Fremlin tensor product behaves well with the unbounded order convergence
Omid Zabeti
TL;DR
The paper investigates whether the Fremlin tensor product $E\\overline{\\otimes}F$ preserves order convergence ($o$) and unbounded order convergence ($uo$) for Archimedean vector lattices. It uses the Buskes–Wickstead $S(\\Sigma)$-space framework and Maeda–Ogasawara theory to realize vector lattices as sublattices and to analyze convergence in $S(\\Sigma\\times\\Omega)$. The main contributions provide a joint extension of Grobler's componentwise results, proving that nets that converge $uo$ in each factor yield $uo$-convergence of their tensor product, and that $o$-convergence is preserved under tensoring when nets are order null and one is eventually order bounded; the latter assumption is shown to be essential.
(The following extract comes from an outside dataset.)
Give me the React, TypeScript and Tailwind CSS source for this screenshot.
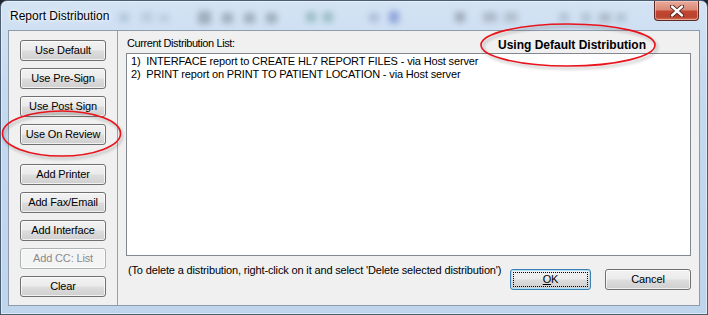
import React from "react";

const font = "font-['Liberation_Sans',Arial,sans-serif]";

function Btn({
  children,
  disabled,
  className = "",
}: {
  children: React.ReactNode;
  disabled?: boolean;
  className?: string;
}) {
  const look = disabled
    ? "border-[#adb2b5] bg-[#f4f4f4] text-[#8a8a8a]"
    : "border-[#707070] bg-[linear-gradient(180deg,#f2f2f2_0%,#ebebeb_48%,#dddddd_52%,#cfcfcf_100%)] text-black";
  return (
    <div
      className={`h-[21px] w-[86px] rounded-[3px] border ${look} flex items-center justify-center text-[11px] tracking-[-0.15px] leading-none shadow-[inset_0_0_0_1px_rgba(255,255,255,0.7)] ${className}`}
    >
      {children}
    </div>
  );
}

function TitleBackdrop() {
  return (
    <svg
      className="pointer-events-none absolute left-0 top-0"
      width="708"
      height="30"
      viewBox="0 0 708 30"
    >
      <defs>
        <filter id="bl" x="-80%" y="-80%" width="260%" height="260%">
          <feGaussianBlur stdDeviation="3" />
        </filter>
      </defs>
      <g filter="url(#bl)" opacity="0.42">
        <rect x="118" y="12" width="10" height="9" fill="#8aa0b8" />
        <rect x="140" y="11" width="12" height="10" fill="#9fb0c4" />
        <rect x="158" y="13" width="10" height="8" fill="#9fb0c4" />
        <rect x="197" y="10" width="13" height="13" fill="#5c6670" />
        <rect x="221" y="12" width="11" height="10" fill="#5c6670" />
        <rect x="243" y="12" width="11" height="10" fill="#5c6670" />
        <rect x="265" y="12" width="11" height="10" fill="#5c6670" />
        <rect x="305" y="11" width="10" height="10" fill="#4f8a88" />
        <rect x="322" y="11" width="10" height="10" fill="#4f8a88" />
        <rect x="368" y="12" width="10" height="9" fill="#7a90b0" />
        <rect x="388" y="10" width="10" height="12" fill="#3850b8" />
        <rect x="454" y="11" width="10" height="10" fill="#5b6068" />
        <rect x="482" y="11" width="14" height="10" fill="#7a8090" />
        <rect x="503" y="11" width="14" height="10" fill="#8a9098" />
        <rect x="558" y="12" width="10" height="9" fill="#8898a8" />
        <rect x="580" y="12" width="10" height="9" fill="#8898a8" />
        <rect x="598" y="12" width="12" height="9" fill="#7a8088" />
        <rect x="615" y="12" width="10" height="9" fill="#8898a8" />
      </g>
    </svg>
  );
}

function Annotations() {
  return (
    <svg
      className="pointer-events-none absolute left-0 top-0"
      width="708"
      height="315"
      viewBox="0 0 708 315"
    >
      <defs>
        <filter id="sh" x="-20%" y="-40%" width="140%" height="180%">
          <feGaussianBlur stdDeviation="1.6" />
        </filter>
      </defs>
      <g filter="url(#sh)" opacity="0.35">
        <ellipse cx="63" cy="136" rx="59" ry="22.5" fill="none" stroke="#555" strokeWidth="2" />
        <ellipse cx="570" cy="47.5" rx="87" ry="21" fill="none" stroke="#555" strokeWidth="2" />
      </g>
      <ellipse cx="61.5" cy="133.5" rx="59" ry="22.5" fill="none" stroke="#e8131b" strokeWidth="1.6" />
      <ellipse cx="568" cy="45" rx="87" ry="21" fill="none" stroke="#e8131b" strokeWidth="1.6" />
    </svg>
  );
}

export default function App() {
  return (
    <div className={`relative h-[315px] w-[708px] overflow-hidden bg-[#1e2630] ${font}`}>
      <div className="flex h-[315px] w-[708px] flex-col rounded-t-[7px] border border-[#4b5d72] bg-[linear-gradient(180deg,#d3e3f4_0%,#c5d9ef_30%,#bfd5ec_100%)] shadow-[inset_0_0_0_1px_rgba(255,255,255,0.45)]">
        {/* Title bar */}
        <div className="relative flex h-[29px] items-start justify-between">
          <TitleBackdrop />
          <div className="relative mt-[8px] pl-[9px] text-[12px] leading-[14px] text-black [text-shadow:0_0_6px_#ffffff,0_0_3px_#ffffff]">
            Report Distribution
          </div>
          <div className="relative mr-[8px] flex h-[20px] w-[45px] items-center justify-center rounded-b-[4px] border border-t-0 border-[#5b2a24] bg-[linear-gradient(180deg,#e9ab9b_0%,#d98a78_45%,#c24530_55%,#b8442e_85%,#d8775c_100%)] shadow-[inset_0_0_0_1px_rgba(255,210,200,0.55)]">
            <svg width="14" height="12" viewBox="0 0 14 12">
              <path
                d="M2 1.5 L12 10.5 M12 1.5 L2 10.5"
                stroke="#4a1c16"
                strokeWidth="4.2"
                strokeLinecap="round"
              />
              <path
                d="M2 1.5 L12 10.5 M12 1.5 L2 10.5"
                stroke="#ffffff"
                strokeWidth="2.4"
                strokeLinecap="round"
              />
            </svg>
          </div>
        </div>

        {/* Client area */}
        <div className="mx-[7px] flex h-[276px] border border-[#8e9bab] bg-[#f0f0f0] text-[11px] tracking-[-0.15px] text-black">
          {/* Left button panel */}
          <div className="flex w-[109px] flex-col gap-[7px] border-r border-[#a0a0a0] pl-[11px] pt-[9px]">
            <Btn>Use Default</Btn>
            <Btn>Use Pre-Sign</Btn>
            <Btn>Use Post Sign</Btn>
            <Btn>Use On Review</Btn>
            <Btn className="mt-[12px]">Add Printer</Btn>
            <Btn>Add Fax/Email</Btn>
            <Btn>Add Interface</Btn>
            <Btn disabled>Add CC: List</Btn>
            <Btn>Clear</Btn>
          </div>

          {/* Right panel */}
          <div className="flex flex-1 flex-col">
            <div className="flex h-[22px] items-start justify-between pl-[9px] pr-[53px] pt-[6px]">
              <span className="leading-[13px] tracking-[-0.4px]">Current Distribution List:</span>
              <span className="mt-[1px] text-[12px] font-bold leading-[14px] tracking-[0px]">
                Using Default Distribution
              </span>
            </div>
            <div className="ml-[8px] h-[203px] w-[565px] border border-[#828790] bg-white pl-[4px] pt-[1px] leading-[13px] whitespace-pre">
              <div>{"1)  INTERFACE report to CREATE HL7 REPORT FILES - via Host server"}</div>
              <div>{"2)  PRINT report on PRINT TO PATIENT LOCATION - via Host server"}</div>
            </div>
            <div className="flex items-start">
              <div className="ml-[10px] mt-[8px] w-[382px] leading-[13px] whitespace-nowrap">
                (To delete a distribution, right-click on it and select 'Delete selected distribution')
              </div>
              <div className="mt-[13px] flex gap-[14px]">
                <div className="flex h-[21px] w-[81px] items-center justify-center rounded-[3px] border border-[#3c7fb1] bg-[linear-gradient(180deg,#f2f2f2_0%,#ebebeb_48%,#dddddd_52%,#cfcfcf_100%)] shadow-[inset_0_0_0_1px_#aee0f9]">
                  <div className="flex h-[15px] w-[75px] items-center justify-center border border-dotted border-black leading-none">
                    <span className="underline underline-offset-[1px]">O</span>K
                  </div>
                </div>
                <Btn className="w-[82px]">Cancel</Btn>
              </div>
            </div>
          </div>
        </div>
      </div>
      <Annotations />
    </div>
  );
}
These results clarify how convergence notions transfer through Fremlin tensor products, with implications for analysis on vector lattices and operator theory.
Abstract
Suppose $Σ$ is a topological space and $S(Σ)$ is the vector lattice of all equivalent classes of continuous real-valued functions defined on open dense subsets of $Σ$. In this paper, we establish some lattice and topological aspects of $S(Σ)$. In particular, as an application, we show that the unbounded order convergence and the order convergence are stable under passing to the Fremlin tensor product of two Archimedean vector lattices.